**What is asked**
Copy each line holding the string "React".

(Records from a dataset)
*****

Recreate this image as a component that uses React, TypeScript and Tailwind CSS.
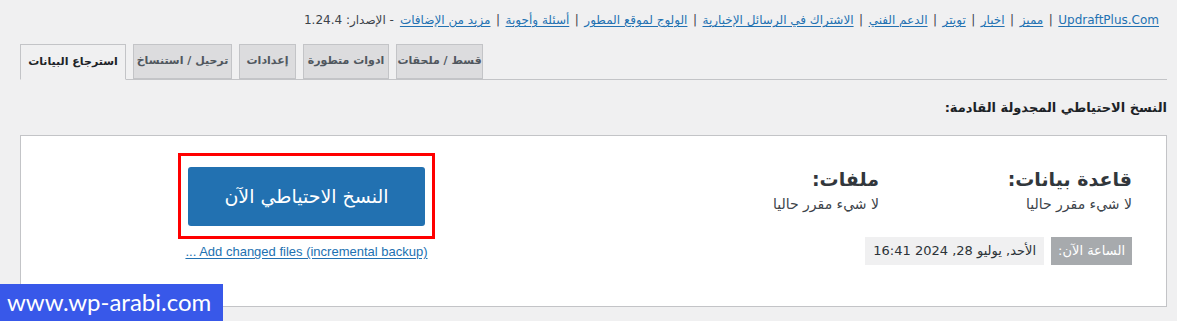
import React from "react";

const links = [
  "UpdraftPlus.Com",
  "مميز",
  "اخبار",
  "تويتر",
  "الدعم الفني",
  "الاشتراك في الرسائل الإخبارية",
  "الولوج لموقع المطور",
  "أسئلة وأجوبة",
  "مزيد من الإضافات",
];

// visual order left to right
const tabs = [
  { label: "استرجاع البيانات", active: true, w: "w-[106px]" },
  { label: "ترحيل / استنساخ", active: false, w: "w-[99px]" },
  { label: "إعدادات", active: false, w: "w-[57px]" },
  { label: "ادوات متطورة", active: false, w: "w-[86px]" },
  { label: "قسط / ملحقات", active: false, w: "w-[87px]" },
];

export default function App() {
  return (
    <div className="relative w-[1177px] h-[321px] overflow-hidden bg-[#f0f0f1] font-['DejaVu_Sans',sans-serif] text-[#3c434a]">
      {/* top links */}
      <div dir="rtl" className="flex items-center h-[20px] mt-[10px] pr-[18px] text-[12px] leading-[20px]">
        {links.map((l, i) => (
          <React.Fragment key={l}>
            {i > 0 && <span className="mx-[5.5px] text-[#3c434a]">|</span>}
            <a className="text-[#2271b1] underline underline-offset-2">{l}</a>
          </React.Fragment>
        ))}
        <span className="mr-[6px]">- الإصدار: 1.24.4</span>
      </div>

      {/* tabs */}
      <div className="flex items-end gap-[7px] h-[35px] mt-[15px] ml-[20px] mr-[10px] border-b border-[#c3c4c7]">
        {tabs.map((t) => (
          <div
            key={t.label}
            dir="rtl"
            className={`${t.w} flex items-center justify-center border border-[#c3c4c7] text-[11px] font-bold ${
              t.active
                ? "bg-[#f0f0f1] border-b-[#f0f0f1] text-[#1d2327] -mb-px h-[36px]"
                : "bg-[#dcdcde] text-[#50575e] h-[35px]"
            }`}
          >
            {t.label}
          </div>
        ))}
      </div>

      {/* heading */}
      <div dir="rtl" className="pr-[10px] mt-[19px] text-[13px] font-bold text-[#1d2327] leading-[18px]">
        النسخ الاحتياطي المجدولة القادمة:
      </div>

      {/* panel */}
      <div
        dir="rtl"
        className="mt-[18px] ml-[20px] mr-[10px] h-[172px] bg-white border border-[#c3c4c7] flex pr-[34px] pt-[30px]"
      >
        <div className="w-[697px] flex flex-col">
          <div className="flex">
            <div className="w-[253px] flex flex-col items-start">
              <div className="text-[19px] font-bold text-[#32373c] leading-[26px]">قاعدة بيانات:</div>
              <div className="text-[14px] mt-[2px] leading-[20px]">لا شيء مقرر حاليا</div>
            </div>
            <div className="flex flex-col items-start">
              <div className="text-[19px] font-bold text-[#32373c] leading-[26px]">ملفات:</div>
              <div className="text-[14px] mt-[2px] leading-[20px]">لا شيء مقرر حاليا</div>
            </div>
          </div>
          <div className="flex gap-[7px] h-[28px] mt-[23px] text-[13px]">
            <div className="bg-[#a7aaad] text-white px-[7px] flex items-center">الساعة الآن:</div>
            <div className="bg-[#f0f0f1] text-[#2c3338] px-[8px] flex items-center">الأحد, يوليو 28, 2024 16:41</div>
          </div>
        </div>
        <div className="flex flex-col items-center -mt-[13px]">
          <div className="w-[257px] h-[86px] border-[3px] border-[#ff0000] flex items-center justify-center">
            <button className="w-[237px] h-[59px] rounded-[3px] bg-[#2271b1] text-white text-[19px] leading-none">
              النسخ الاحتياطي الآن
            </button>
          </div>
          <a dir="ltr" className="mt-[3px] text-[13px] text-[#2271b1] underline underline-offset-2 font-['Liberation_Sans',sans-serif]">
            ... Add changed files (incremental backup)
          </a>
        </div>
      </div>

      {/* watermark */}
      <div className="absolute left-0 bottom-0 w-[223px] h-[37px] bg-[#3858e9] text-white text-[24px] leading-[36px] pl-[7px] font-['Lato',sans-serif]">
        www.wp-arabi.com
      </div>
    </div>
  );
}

*****

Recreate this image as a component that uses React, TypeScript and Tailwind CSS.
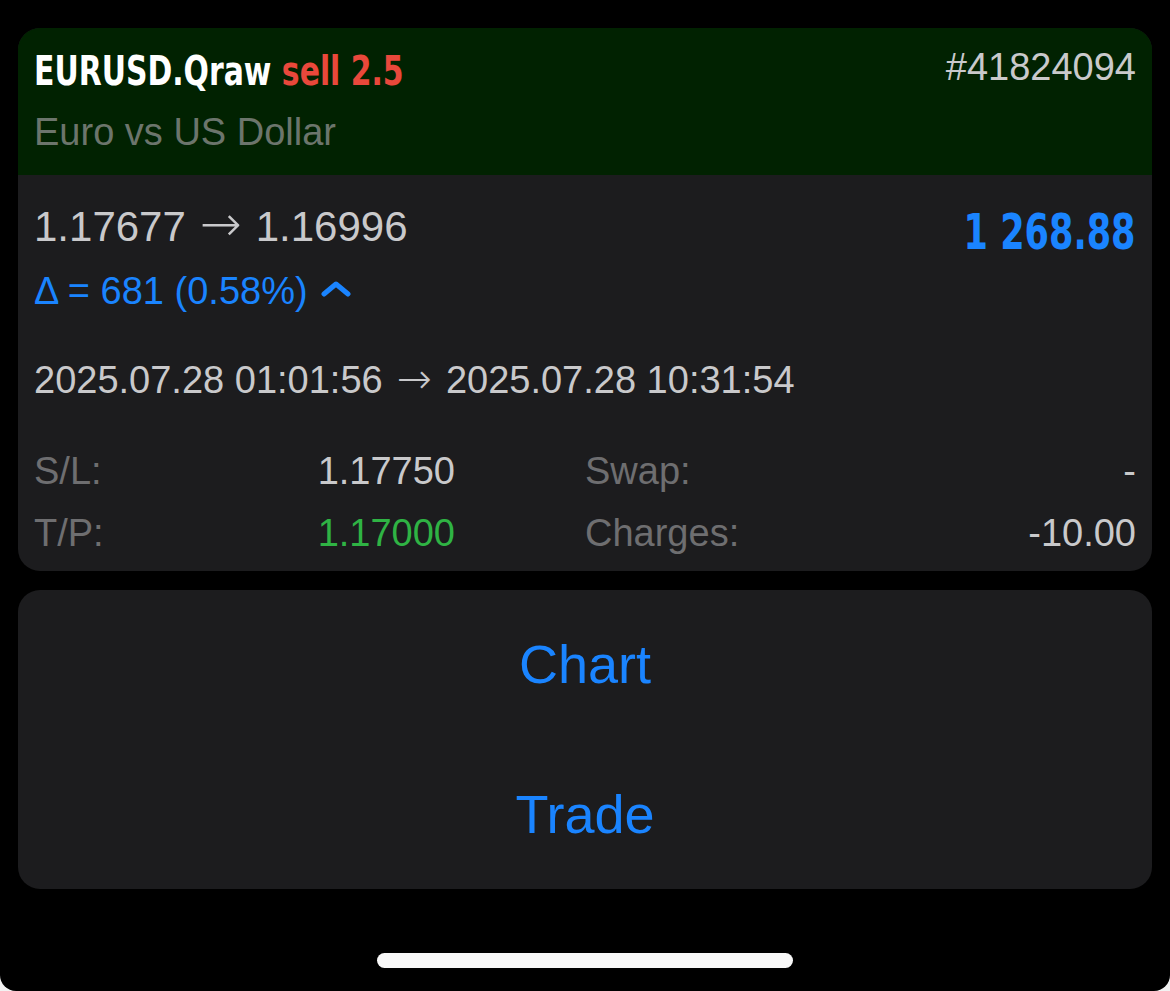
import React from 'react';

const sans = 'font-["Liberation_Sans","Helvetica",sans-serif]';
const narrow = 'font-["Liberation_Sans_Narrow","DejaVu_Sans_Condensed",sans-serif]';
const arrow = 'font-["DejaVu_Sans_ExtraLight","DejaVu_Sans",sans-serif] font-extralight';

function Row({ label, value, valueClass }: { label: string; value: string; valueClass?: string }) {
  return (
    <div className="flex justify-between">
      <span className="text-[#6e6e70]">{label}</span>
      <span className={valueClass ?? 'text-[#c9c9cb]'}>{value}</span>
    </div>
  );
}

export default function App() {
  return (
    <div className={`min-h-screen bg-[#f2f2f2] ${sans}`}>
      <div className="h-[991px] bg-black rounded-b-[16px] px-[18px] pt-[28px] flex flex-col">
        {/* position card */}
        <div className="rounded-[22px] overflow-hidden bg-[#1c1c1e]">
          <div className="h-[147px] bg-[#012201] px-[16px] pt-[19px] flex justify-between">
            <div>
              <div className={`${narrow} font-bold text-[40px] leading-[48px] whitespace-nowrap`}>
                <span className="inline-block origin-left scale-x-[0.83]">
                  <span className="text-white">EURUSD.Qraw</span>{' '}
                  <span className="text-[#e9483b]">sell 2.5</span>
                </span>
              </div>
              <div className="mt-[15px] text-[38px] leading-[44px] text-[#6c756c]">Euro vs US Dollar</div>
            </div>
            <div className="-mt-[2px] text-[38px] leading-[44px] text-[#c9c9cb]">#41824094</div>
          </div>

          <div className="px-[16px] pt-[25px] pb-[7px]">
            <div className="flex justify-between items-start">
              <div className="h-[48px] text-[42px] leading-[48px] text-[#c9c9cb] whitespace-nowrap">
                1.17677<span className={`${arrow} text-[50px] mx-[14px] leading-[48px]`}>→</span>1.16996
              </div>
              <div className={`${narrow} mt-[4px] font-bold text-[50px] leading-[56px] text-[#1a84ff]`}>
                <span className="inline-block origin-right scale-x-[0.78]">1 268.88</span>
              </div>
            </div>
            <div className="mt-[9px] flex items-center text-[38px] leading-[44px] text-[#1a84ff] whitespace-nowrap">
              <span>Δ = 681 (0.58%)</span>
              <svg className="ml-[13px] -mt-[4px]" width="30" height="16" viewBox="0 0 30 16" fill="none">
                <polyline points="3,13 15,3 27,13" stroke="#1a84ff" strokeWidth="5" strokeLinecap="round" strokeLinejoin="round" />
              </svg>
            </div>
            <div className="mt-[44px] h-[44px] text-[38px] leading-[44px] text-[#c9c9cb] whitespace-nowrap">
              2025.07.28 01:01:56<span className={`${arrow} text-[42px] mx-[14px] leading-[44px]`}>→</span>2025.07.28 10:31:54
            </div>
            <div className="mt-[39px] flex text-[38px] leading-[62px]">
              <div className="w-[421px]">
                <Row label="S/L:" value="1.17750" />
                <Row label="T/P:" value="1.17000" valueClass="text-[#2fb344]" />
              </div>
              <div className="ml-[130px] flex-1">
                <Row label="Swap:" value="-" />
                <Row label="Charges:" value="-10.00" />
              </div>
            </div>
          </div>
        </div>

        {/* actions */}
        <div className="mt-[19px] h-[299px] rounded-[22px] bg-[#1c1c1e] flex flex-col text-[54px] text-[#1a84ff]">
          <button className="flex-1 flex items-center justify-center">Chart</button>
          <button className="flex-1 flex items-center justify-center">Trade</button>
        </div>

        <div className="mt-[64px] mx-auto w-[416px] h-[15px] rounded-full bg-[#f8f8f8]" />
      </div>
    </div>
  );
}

*****

**Reply to the task**
Recreate this image as a component that uses React, TypeScript and Tailwind CSS.
import React from "react";
          <React.Fragment key={l}>
          </React.Fragment>
Recreate this image as a component that uses React, TypeScript and Tailwind CSS.
import React from 'react';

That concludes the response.